Ensuite, on poursuivrait le conditionnement en réduisant de manière drastique l’éducation, pour la ramener à une forme d’insertion professionnelle. Un individu inculte n’a qu’un horizon de pensée limité et plus sa pensée est bornée à des préoccupations médiocres, moins il peut se révolter. Il faut faire en sorte que l’accès au savoir devienne de plus en plus difficile et élitiste.

Que le fossé se creuse entre le peuple et la science, que l’information destinée au grand public soit anesthésiée de tout contenu à caractère subversif. Surtout pas de philosophie. Là encore, il faut user de persuasion et non de violence directe : on diffusera massivement, via la télévision, des divertissements flattant toujours l’émotionnel ou l’instinctif.

On occupera les esprits avec ce qui est futile et ludique. Il est bon, dans un bavardage et une musique incessante, d’empêcher l’esprit de penser.

On mettra la sexualité au premier rang des intérêts humains. Comme tranquillisant social, il n’y a rien de mieux. En général, on fera en sorte de bannir le sérieux de l’existence, de tourner en dérision tout ce qui a une valeur élevée, d’entretenir une constante apologie de la légèreté ; de sorte que l’euphorie de la publicité devienne le standard du bonheur humain et le modèle de la liberté.

Le conditionnement produira ainsi de lui-même une telle intégration, que la seule peur (qu’il faudra entretenir) sera celle d’être exclu du système et donc de ne plus pouvoir accéder aux conditions nécessaires au bonheur. L’homme de masse, ainsi produit, doit être traité comme ce qu’il est : un veau, et il doit être surveillé comme doit l’être un troupeau.
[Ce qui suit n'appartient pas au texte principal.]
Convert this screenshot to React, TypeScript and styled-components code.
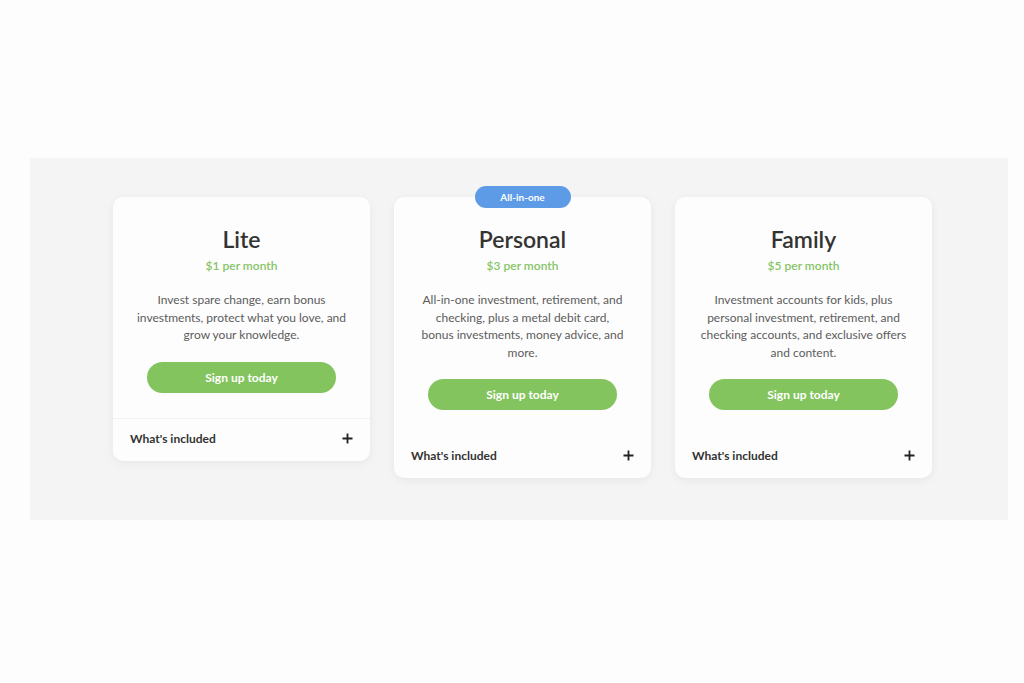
import React from 'react';
import styled, { createGlobalStyle } from 'styled-components';

const GlobalStyle = createGlobalStyle`
  body {
    margin: 0;
    background: #fdfdfd;
    font-family: Lato, "Open Sans", Arial, sans-serif;
  }
`;

const Page = styled.div`
  width: 1024px;
  height: 683px;
  padding: 158px 16px 0 30px;
  box-sizing: border-box;
  background: #fdfdfd;
`;

const Panel = styled.section`
  background: #f4f4f4;
  height: 362px;
  box-sizing: border-box;
  padding: 39px 0 0 83px;
  display: flex;
  align-items: flex-start;
  gap: 24px;
`;

const Card = styled.div`
  position: relative;
  width: 257px;
  background: #fdfdfd;
  border-radius: 10px;
  box-shadow: 0 2px 8px rgba(0, 0, 0, 0.06);
  display: flex;
  flex-direction: column;
`;

const Badge = styled.div`
  position: absolute;
  top: -11px;
  left: 50%;
  transform: translateX(-50%);
  width: 96px;
  height: 22px;
  border-radius: 11px;
  background: #5d9be6;
  color: #fff;
  font-size: 10px;
  font-weight: 700;
  display: flex;
  align-items: center;
  justify-content: center;
`;

const Body = styled.div`
  padding: 28px 20px 25px;
  display: flex;
  flex-direction: column;
  align-items: center;
  text-align: center;
`;

const Title = styled.h2`
  margin: 0;
  font-size: 23px;
  line-height: 28px;
  font-weight: 600;
  color: #333;
`;

const Price = styled.div`
  margin-top: 5px;
  font-size: 12px;
  line-height: 16px;
  color: #86c466;
  font-weight: 600;
`;

const Description = styled.p<{ $width: number }>`
  margin: 17px 0 0;
  max-width: ${p => p.$width}px;
  font-size: 12px;
  line-height: 17.5px;
  color: #5c5c5c;
`;

const SignUp = styled.button`
  margin-top: 18px;
  width: 189px;
  height: 31px;
  border: none;
  border-radius: 16px;
  background: #83c45e;
  color: #fff;
  font-family: inherit;
  font-size: 12px;
  font-weight: 700;
  cursor: pointer;
`;

const Footer = styled.div<{ $divider: boolean }>`
  height: 43px;
  box-sizing: border-box;
  padding: 0 17px 3px;
  display: flex;
  align-items: center;
  justify-content: space-between;
  border-top: 1px solid ${p => (p.$divider ? '#f1f1f1' : 'transparent')};
  font-size: 12px;
  font-weight: 700;
  color: #333;
`;

const Plus = () => (
  <svg width="11" height="11" viewBox="0 0 11 11">
    <path d="M5.5 0.5v10M0.5 5.5h10" stroke="#222" strokeWidth="1.8" />
  </svg>
);

const plans = [
  {
    name: 'Lite',
    price: '$1 per month',
    text: 'Invest spare change, earn bonus investments, protect what you love, and grow your knowledge.',
    badge: '',
    width: 212,
  },
  {
    name: 'Personal',
    price: '$3 per month',
    text: 'All-in-one investment, retirement, and checking, plus a metal debit card, bonus investments, money advice, and more.',
    badge: 'All-in-one',
    width: 205,
  },
  {
    name: 'Family',
    price: '$5 per month',
    text: 'Investment accounts for kids, plus personal investment, retirement, and checking accounts, and exclusive offers and content.',
    badge: '',
    width: 212,
  },
];

export default function App() {
  return (
    <>
      <GlobalStyle />
      <Page>
        <Panel>
          {plans.map(plan => (
            <Card key={plan.name}>
              {plan.badge && <Badge>{plan.badge}</Badge>}
              <Body>
                <Title>{plan.name}</Title>
                <Price>{plan.price}</Price>
                <Description $width={plan.width}>{plan.text}</Description>
                <SignUp>Sign up today</SignUp>
              </Body>
              <Footer $divider={plan.name === 'Lite'}>
                <span>What's included</span>
                <Plus />
              </Footer>
            </Card>
          ))}
        </Panel>
      </Page>
    </>
  );
}
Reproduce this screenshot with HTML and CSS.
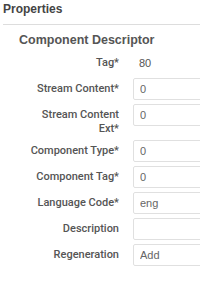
FILE: index.html
```html
<!DOCTYPE html>
<html lang="en">
<head>
  <meta charset="UTF-8" />
  <title>Properties</title>
  <link rel="stylesheet" href="styles.css">
</head>
<body>
  <div class="panel-title">Properties</div>

  <div class="section">
    <h3>Component Descriptor</h3>
    <form class="props">
      <div class="row">
        <label>Tag*</label>
        <span class="value">80</span>
      </div>
      <div class="row">
        <label>Stream Content*</label>
        <input type="text" value="0" />
      </div>
      <div class="row">
        <label>Stream Content Ext*</label>
        <input type="text" value="0" />
      </div>
      <div class="row">
        <label>Component Type*</label>
        <input type="text" value="0" />
      </div>
      <div class="row">
        <label>Component Tag*</label>
        <input type="text" value="0" />
      </div>
      <div class="row">
        <label>Language Code*</label>
        <input type="text" value="eng" />
      </div>
      <div class="row">
        <label>Description</label>
        <input type="text" value="" />
      </div>
      <div class="row">
        <label>Regeneration</label>
        <input type="text" value="Add" />
      </div>
    </form>
  </div>
</body>
</html>
```

FILE: styles.css
```css
* { box-sizing: border-box; }

html, body {
  overflow: hidden;
}

body {
  margin: 0;
  background: #fff;
  font-family: 'Liberation Sans', Arial, sans-serif;
  color: #555;
}

.panel-title {
  margin-left: 3px;
  padding: 1px 0 7px;
  font-size: 12px;
  line-height: 16px;
  font-weight: bold;
  color: #444;
  border-bottom: 1px solid #ddd;
}

.section h3 {
  margin: 7px 0 4px 19px;
  font-size: 12.5px;
  line-height: 16px;
  color: #555;
}

.row {
  display: grid;
  grid-template-columns: 96px 1fr;
  column-gap: 14px;
  align-items: start;
  padding-left: 23px;
  margin-bottom: 4px;
  overflow: hidden;
}

.row label {
  text-align: right;
  font-family: Roboto, 'Liberation Sans', sans-serif;
  font-size: 11px;
  line-height: 14px;
  font-weight: 500;
  padding-top: 4px;
  color: #555;
}

.value {
  display: block;
  height: 22px;
  line-height: 22px;
  padding-left: 6px;
  font-size: 11px;
  color: #555;
}

.row input {
  width: calc(100% + 10px);
  height: 22px;
  padding: 0 6px;
  border: 1px solid #e0e0e0;
  border-radius: 2px;
  font-family: inherit;
  font-size: 11px;
  color: #666;
  background: #fff;
}
```
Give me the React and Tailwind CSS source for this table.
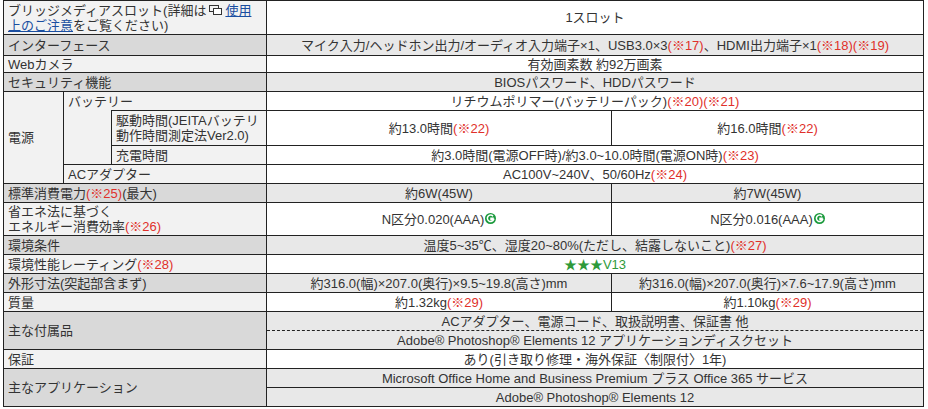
import React from 'react';

const B = 'border border-[#222] p-0';
const L1 = `${B} bg-[#f2f2f2] pl-1 text-left align-middle`;
const L2 = `${B} bg-[#d9d9d9] pl-1 text-left align-middle`;
const V1 = `${B} bg-white text-center align-middle`;
const V2 = `${B} bg-[#e8e8e8] text-center align-middle`;

const R = ({ children }) => <span className="text-[#e0302a]">{children}</span>;

const Eco = () => (
  <svg width="11" height="11" viewBox="0 0 11 11" className="inline-block align-top ml-px mt-[1px]">
    <circle cx="5.5" cy="5.5" r="5.5" fill="#1a9a3c" />
    <path d="M8 3.2 A3.2 3.2 0 1 0 8.6 6.4 L6 6.4 L6 5.2 L8.8 5.2" fill="none" stroke="#fff" strokeWidth="1.5" />
  </svg>
);

const WinIcon = () => (
  <svg width="13" height="10" viewBox="0 0 13 10" className="inline-block align-middle mx-[3px] -mt-[2px]">
    <rect x="0.5" y="0.5" width="9" height="6" fill="none" stroke="#333" />
    <rect x="4.5" y="3.5" width="8" height="6" fill="#fff" stroke="#333" />
  </svg>
);

export default function App() {
  return (
    <div className="bg-white w-[928px] h-[409px] overflow-hidden text-[13px] leading-[15px] text-[#333]"
      style={{ fontFamily: '"Liberation Sans","Noto Sans CJK JP",sans-serif' }}>
      <table className="ml-[3px] w-[920px] table-fixed border-collapse">
        <colgroup>
          <col className="w-[60px]" />
          <col className="w-[48px]" />
          <col className="w-[155px]" />
          <col className="w-[345px]" />
          <col className="w-[312px]" />
        </colgroup>
        <tbody>
          <tr className="h-[34px]">
            <td colSpan={3} className={L1}>
              ブリッジメディアスロット(詳細は<WinIcon /><a className="text-[#1a4ea0] underline">使用<br />上のご注意</a>をご覧ください)
            </td>
            <td colSpan={2} className={V1}>1スロット</td>
          </tr>
          <tr className="h-[21px]">
            <td colSpan={3} className={L2}>インターフェース</td>
            <td colSpan={2} className={V2}>マイク入力/ヘッドホン出力/オーディオ入力端子×1、USB3.0×3<R>(※17)</R>、HDMI出力端子×1<R>(※18)(※19)</R></td>
          </tr>
          <tr className="h-[17px]">
            <td colSpan={3} className={L1}>Webカメラ</td>
            <td colSpan={2} className={V1}>有効画素数 約92万画素</td>
          </tr>
          <tr className="h-[19px]">
            <td colSpan={3} className={L2}>セキュリティ機能</td>
            <td colSpan={2} className={V2}>BIOSパスワード、HDDパスワード</td>
          </tr>
          <tr className="h-[19px]">
            <td rowSpan={4} className={L1}>電源</td>
            <td colSpan={2} className={L1}>バッテリー</td>
            <td colSpan={2} className={V1}>リチウムポリマー(バッテリーパック)<R>(※20)(※21)</R></td>
          </tr>
          <tr className="h-[35px]">
            <td rowSpan={2} className={`${B} bg-[#f2f2f2] [border-top-style:hidden]`}></td>
            <td className={L1}>駆動時間(JEITAバッテリ<br />動作時間測定法Ver2.0)</td>
            <td className={V1}>約13.0時間<R>(※22)</R></td>
            <td className={V1}>約16.0時間<R>(※22)</R></td>
          </tr>
          <tr className="h-[19px]">
            <td className={L1}>充電時間</td>
            <td colSpan={2} className={V1}>約3.0時間(電源OFF時)/約3.0~10.0時間(電源ON時)<R>(※23)</R></td>
          </tr>
          <tr className="h-[19px]">
            <td colSpan={2} className={L1}>ACアダプター</td>
            <td colSpan={2} className={V1}>AC100V~240V、50/60Hz<R>(※24)</R></td>
          </tr>
          <tr className="h-[19px]">
            <td colSpan={3} className={L2}>標準消費電力<R>(※25)</R>(最大)</td>
            <td className={V2}>約6W(45W)</td>
            <td className={V2}>約7W(45W)</td>
          </tr>
          <tr className="h-[33px]">
            <td colSpan={3} className={L1}>省エネ法に基づく<br />エネルギー消費効率<R>(※26)</R></td>
            <td className={V1}>N区分0.020(AAA)<Eco /></td>
            <td className={V1}>N区分0.016(AAA)<Eco /></td>
          </tr>
          <tr className="h-[19px]">
            <td colSpan={3} className={L2}>環境条件</td>
            <td colSpan={2} className={V2}>温度5~35℃、湿度20~80%(ただし、結露しないこと)<R>(※27)</R></td>
          </tr>
          <tr className="h-[19px]">
            <td colSpan={3} className={L1}>環境性能レーティング<R>(※28)</R></td>
            <td colSpan={2} className={V1}><span className="text-[#2e9a3a]">★★★V13</span></td>
          </tr>
          <tr className="h-[19px]">
            <td colSpan={3} className={L2}>外形寸法(突起部含まず)</td>
            <td className={V2}>約316.0(幅)×207.0(奥行)×9.5~19.8(高さ)mm</td>
            <td className={V2}>約316.0(幅)×207.0(奥行)×7.6~17.9(高さ)mm</td>
          </tr>
          <tr className="h-[19px]">
            <td colSpan={3} className={L1}>質量</td>
            <td className={V1}>約1.32kg<R>(※29)</R></td>
            <td className={V1}>約1.10kg<R>(※29)</R></td>
          </tr>
          <tr className="h-[38px]">
            <td colSpan={3} className={L2}>主な付属品</td>
            <td colSpan={2} className={V2}>
              <div className="h-[19px] flex items-center justify-center border-b border-dashed border-[#222]">ACアダプター、電源コード、取扱説明書、保証書 他</div>
              <div className="h-[18px] flex items-center justify-center">Adobe® Photoshop® Elements 12 アプリケーションディスクセット</div>
            </td>
          </tr>
          <tr className="h-[19px]">
            <td colSpan={3} className={L1}>保証</td>
            <td colSpan={2} className={V1}>あり(引き取り修理・海外保証〈制限付〉1年)</td>
          </tr>
          <tr className="h-[38px]">
            <td colSpan={3} className={L2}>主なアプリケーション</td>
            <td colSpan={2} className={V2}>
              <div className="h-[19px] flex items-center justify-center border-b border-[#222]">Microsoft Office Home and Business Premium プラス Office 365 サービス</div>
              <div className="h-[18px] flex items-center justify-center">Adobe® Photoshop® Elements 12</div>
            </td>
          </tr>
        </tbody>
      </table>
    </div>
  );
}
Tout ce qui permet d’endormir sa lucidité est bon socialement, ce qui menacerait de l’éveiller doit être ridiculisé, étouffé, combattu.

Toute doctrine mettant en cause le système doit d’abord être désignée comme subversive et terroriste et ceux qui la soutiennent devront ensuite être traités comme tels. On observe cependant, qu’il est très facile de corrompre un individu subversif : il suffit de lui proposer de l’argent et du pouvoir. »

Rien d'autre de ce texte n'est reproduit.